(Written exercise): All the data must come back unchanged, except that pictures are left out.
# Recorded data start
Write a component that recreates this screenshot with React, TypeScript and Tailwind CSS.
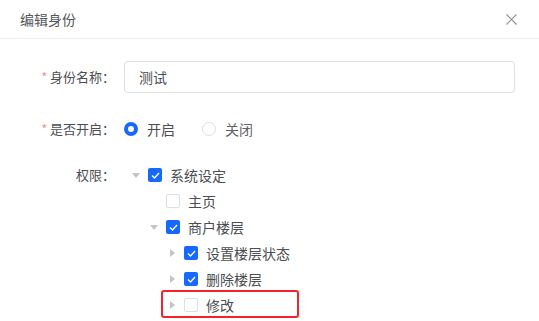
import React from "react";

const font = { fontFamily: '"Noto Sans CJK SC", "Noto Sans", sans-serif' };

function Caret({ dir }: { dir: "down" | "right" | "none" }) {
  return (
    <span className="flex h-[26px] w-[24px] shrink-0 items-center justify-center">
      {dir === "down" && (
        <svg width="8" height="5" viewBox="0 0 8 5">
          <path d="M0 0 L8 0 L4 5 Z" fill="#c0c4cc" />
        </svg>
      )}
      {dir === "right" && (
        <svg width="5" height="8" viewBox="0 0 5 8">
          <path d="M0 0 L5 4 L0 8 Z" fill="#c0c4cc" />
        </svg>
      )}
    </span>
  );
}

function Checkbox({ checked }: { checked: boolean }) {
  return checked ? (
    <span className="flex h-[14px] w-[14px] shrink-0 items-center justify-center rounded-[2px] bg-[#1668ff]">
      <svg width="9" height="7" viewBox="0 0 9 7">
        <path d="M1 3.5 L3.5 6 L8 1" fill="none" stroke="#fff" strokeWidth="1.3" />
      </svg>
    </span>
  ) : (
    <span className="h-[14px] w-[14px] shrink-0 rounded-[2px] border border-[#dcdfe6] bg-white" />
  );
}

function TreeRow({
  level,
  caret,
  checked,
  label,
  highlight,
}: {
  level: number;
  caret: "down" | "right" | "none";
  checked: boolean;
  label: string;
  highlight?: boolean;
}) {
  const pad = level === 0 ? "pl-0" : level === 1 ? "pl-[18px]" : "pl-[36px]";
  return (
    <div className={`relative flex h-[26px] items-center ${pad}`}>
      <Caret dir={caret} />
      <Checkbox checked={checked} />
      <span className="ml-2 text-[14px] text-[#4b4d52]">{label}</span>
      {highlight && (
        <div className="absolute left-[37px] top-[-2px] h-[28px] w-[138px] rounded-[3px] border-2 border-[#f5222d]" />
      )}
    </div>
  );
}

export default function App() {
  return (
    <div className="h-[321px] w-[539px] overflow-hidden bg-white" style={font}>
      <div className="flex h-[39px] items-center justify-between border-b border-[#ebeef5] pl-5 pr-[22px]">
        <span className="text-[14px] text-[#55575c]">编辑身份</span>
        <svg width="11" height="11" viewBox="0 0 11 11">
          <path d="M0.5 0.5 L10.5 10.5 M10.5 0.5 L0.5 10.5" stroke="#909399" strokeWidth="1.1" />
        </svg>
      </div>

      <div className="mt-[22px] flex items-center">
        <div className="w-[124px] shrink-0 pr-[9px] text-right text-[13px] text-[#4b4d52]">
          <span className="mr-[3px] text-[12px] text-[#f78989]">*</span>身份名称：
        </div>
        <div className="flex h-[32px] w-[391px] items-center rounded-[4px] border border-[#dcdfe6] px-[14px] text-[14px] text-[#4b4d52]">
          测试
        </div>
      </div>

      <div className="mt-[20px] flex h-[32px] items-center">
        <div className="w-[124px] shrink-0 pr-[9px] text-right text-[13px] text-[#4b4d52]">
          <span className="mr-[3px] text-[12px] text-[#f78989]">*</span>是否开启：
        </div>
        <div className="flex items-center">
          <span className="h-[14px] w-[14px] rounded-full border-[4px] border-[#1668ff] bg-white" />
          <span className="ml-[9px] text-[14px] text-[#4b4d52]">开启</span>
        </div>
        <div className="ml-[27px] flex items-center">
          <span className="h-[14px] w-[14px] rounded-full border border-[#dcdfe6] bg-white" />
          <span className="ml-[9px] text-[14px] text-[#606266]">关闭</span>
        </div>
      </div>

      <div className="mt-[17px] flex">
        <div className="flex h-[26px] w-[124px] shrink-0 items-center justify-end pr-[9px] text-[13px] text-[#4b4d52]">
          权限：
        </div>
        <div className="flex flex-col">
          <TreeRow level={0} caret="down" checked label="系统设定" />
          <TreeRow level={1} caret="none" checked={false} label="主页" />
          <TreeRow level={1} caret="down" checked label="商户楼层" />
          <TreeRow level={2} caret="right" checked label="设置楼层状态" />
          <TreeRow level={2} caret="right" checked label="删除楼层" />
          <TreeRow level={2} caret="right" checked={false} label="修改" highlight />
        </div>
      </div>
    </div>
  );
}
# Recorded data end
(Result of the exercise):
Write a component that recreates this screenshot with React, TypeScript and Tailwind CSS.
import React from "react";

const font = { fontFamily: '"Noto Sans CJK SC", "Noto Sans", sans-serif' };

function Caret({ dir }: { dir: "down" | "right" | "none" }) {
  return (
    <span className="flex h-[26px] w-[24px] shrink-0 items-center justify-center">
      {dir === "down" && (
        <svg width="8" height="5" viewBox="0 0 8 5">
          <path d="M0 0 L8 0 L4 5 Z" fill="#c0c4cc" />
        </svg>
      )}
      {dir === "right" && (
        <svg width="5" height="8" viewBox="0 0 5 8">
          <path d="M0 0 L5 4 L0 8 Z" fill="#c0c4cc" />
        </svg>
      )}
    </span>
  );
}

function Checkbox({ checked }: { checked: boolean }) {
  return checked ? (
    <span className="flex h-[14px] w-[14px] shrink-0 items-center justify-center rounded-[2px] bg-[#1668ff]">
      <svg width="9" height="7" viewBox="0 0 9 7">
        <path d="M1 3.5 L3.5 6 L8 1" fill="none" stroke="#fff" strokeWidth="1.3" />
      </svg>
    </span>
  ) : (
    <span className="h-[14px] w-[14px] shrink-0 rounded-[2px] border border-[#dcdfe6] bg-white" />
  );
}

function TreeRow({
  level,
  caret,
  checked,
  label,
  highlight,
}: {
  level: number;
  caret: "down" | "right" | "none";
  checked: boolean;
  label: string;
  highlight?: boolean;
}) {
  const pad = level === 0 ? "pl-0" : level === 1 ? "pl-[18px]" : "pl-[36px]";
  return (
    <div className={`relative flex h-[26px] items-center ${pad}`}>
      <Caret dir={caret} />
      <Checkbox checked={checked} />
      <span className="ml-2 text-[14px] text-[#4b4d52]">{label}</span>
      {highlight && (
        <div className="absolute left-[37px] top-[-2px] h-[28px] w-[138px] rounded-[3px] border-2 border-[#f5222d]" />
      )}
    </div>
  );
}

export default function App() {
  return (
    <div className="h-[321px] w-[539px] overflow-hidden bg-white" style={font}>
      <div className="flex h-[39px] items-center justify-between border-b border-[#ebeef5] pl-5 pr-[22px]">
        <span className="text-[14px] text-[#55575c]">编辑身份</span>
        <svg width="11" height="11" viewBox="0 0 11 11">
          <path d="M0.5 0.5 L10.5 10.5 M10.5 0.5 L0.5 10.5" stroke="#909399" strokeWidth="1.1" />
        </svg>
      </div>

      <div className="mt-[22px] flex items-center">
        <div className="w-[124px] shrink-0 pr-[9px] text-right text-[13px] text-[#4b4d52]">
          <span className="mr-[3px] text-[12px] text-[#f78989]">*</span>身份名称：
        </div>
        <div className="flex h-[32px] w-[391px] items-center rounded-[4px] border border-[#dcdfe6] px-[14px] text-[14px] text-[#4b4d52]">
          测试
        </div>
      </div>

      <div className="mt-[20px] flex h-[32px] items-center">
        <div className="w-[124px] shrink-0 pr-[9px] text-right text-[13px] text-[#4b4d52]">
          <span className="mr-[3px] text-[12px] text-[#f78989]">*</span>是否开启：
        </div>
        <div className="flex items-center">
          <span className="h-[14px] w-[14px] rounded-full border-[4px] border-[#1668ff] bg-white" />
          <span className="ml-[9px] text-[14px] text-[#4b4d52]">开启</span>
        </div>
        <div className="ml-[27px] flex items-center">
          <span className="h-[14px] w-[14px] rounded-full border border-[#dcdfe6] bg-white" />
          <span className="ml-[9px] text-[14px] text-[#606266]">关闭</span>
        </div>
      </div>

      <div className="mt-[17px] flex">
        <div className="flex h-[26px] w-[124px] shrink-0 items-center justify-end pr-[9px] text-[13px] text-[#4b4d52]">
          权限：
        </div>
        <div className="flex flex-col">
          <TreeRow level={0} caret="down" checked label="系统设定" />
          <TreeRow level={1} caret="none" checked={false} label="主页" />
          <TreeRow level={1} caret="down" checked label="商户楼层" />
          <TreeRow level={2} caret="right" checked label="设置楼层状态" />
          <TreeRow level={2} caret="right" checked label="删除楼层" />
          <TreeRow level={2} caret="right" checked={false} label="修改" highlight />
        </div>
      </div>
    </div>
  );
}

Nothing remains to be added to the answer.